Not all agree. Marco Valli, chief eurozone economist at UniCredit, sees the refinancing rate "steady at 1 percent throughout the year." That could change, Valli cautioned, if growth slips more sharply than expected or if market turmoil from the debt crisis increases.
The bank is not expected to change its position on one of its key anti-crisis measures _ its program to buy government bonds. That helps keep down the elevated borrowing costs for indebted governments that have been a key force in worsening the debt crisis. The purchases drive down interest yields on bonds in the secondary market. That means the governments face lower borrowing costs when they sell bonds to pay off older bonds that are maturing.
Fears of a default drove borrowing costs so high for Greece, Ireland and Portugal that they could no longer afford to borrow. They needed bailout loans from other eurozone governments to avoid defaulting on their bonds.
Yet the ECB has stayed with its firm line that the program is limited in size and duration, and that it remains the job of governments to reduce their budget deficits and show the investors that buy their bonds that they are creditworthy _ and should be able to continue borrowing at affordable rates. Italy's new Prime Minister, Mario Monti, has made new cuts and promised steps to improve growth. But the interest yield on the country's 10-year bonds remained at an elevated 7.13 percent _ the kind of levels that led Greece, Ireland and Portugal to give up and take bailouts.

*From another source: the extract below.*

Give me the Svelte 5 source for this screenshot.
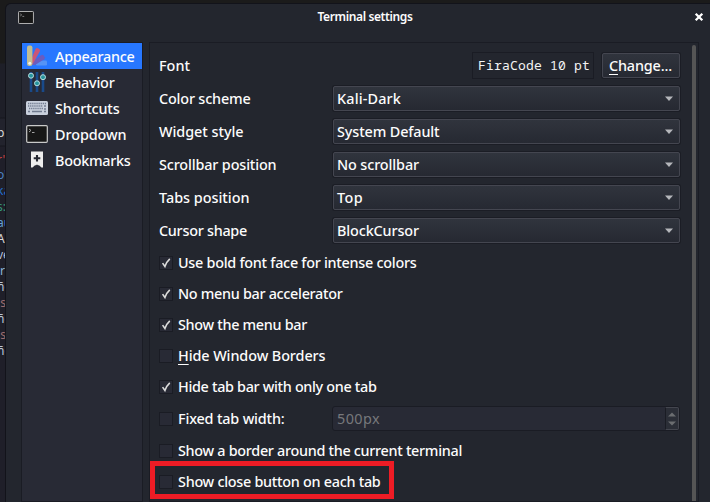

The program _ which has bought some euro211 billion ($270 billion) in bonds _ has been a key backstop in the absence of more robust eurozone bailout funds. The current funds have some euro500 billion ($640 billion) in financing available. But some of that is already committed to Greece, Ireland and Portugal, and Italy _ the recent focus of the crisis _ is too big for the fund to bail out for more than a short time. Eurozone officials are also seeking another euro150 billion ($192 billion) in funding from governments for the International Monetary Fund, which could then use it to backstop indebted governments.
Some analysts think a worsening of the crisis will eventually force the ECB to use its power to create new money and buy much larger amounts of government bonds. That, the reasoning goes, could convince markets that borrowing rates will stay down and not result in government defaults.
Jennifer McKeown, senior European economist at Capital Economics, said a deteriorating economy could push the ECB to engage in what is called quantitative easing. That means buying financial assets across the eurozone as a way of pushing newly created money into the economy and promoting growth. It is an additional tool that central banks can use when interest rates are about as low as they can go. Both the U.S. Federal Reserve and the Bank of England engaged in it but there are disputes over whether the ECB's anti-inflation mandate permits it; Lorenzo Bini Smaghi, a former top ECB official, indicated in an interview last month before he left the bank that quantitative easing would be possible to combat deflation, or a crippling fall in prices. That would be in line with the ECB's mandate from the EU treaty to pursue price stability as its first goal.
"They might not go below 1 percent in this cycle, in fact they might choose to do more unconventional measures, even quantitative easing, rather than cutting the interest rate below 1 percent," McKeown said.
While further rate cuts are possible, "it's not clear how much difference a reduction from 1 percent to 0.75 percent or even 0.5 percent would make," she said. "If the economy really needs more support and the ECB believes that is the case, I think it would need to move into quantitative easing to really help matters."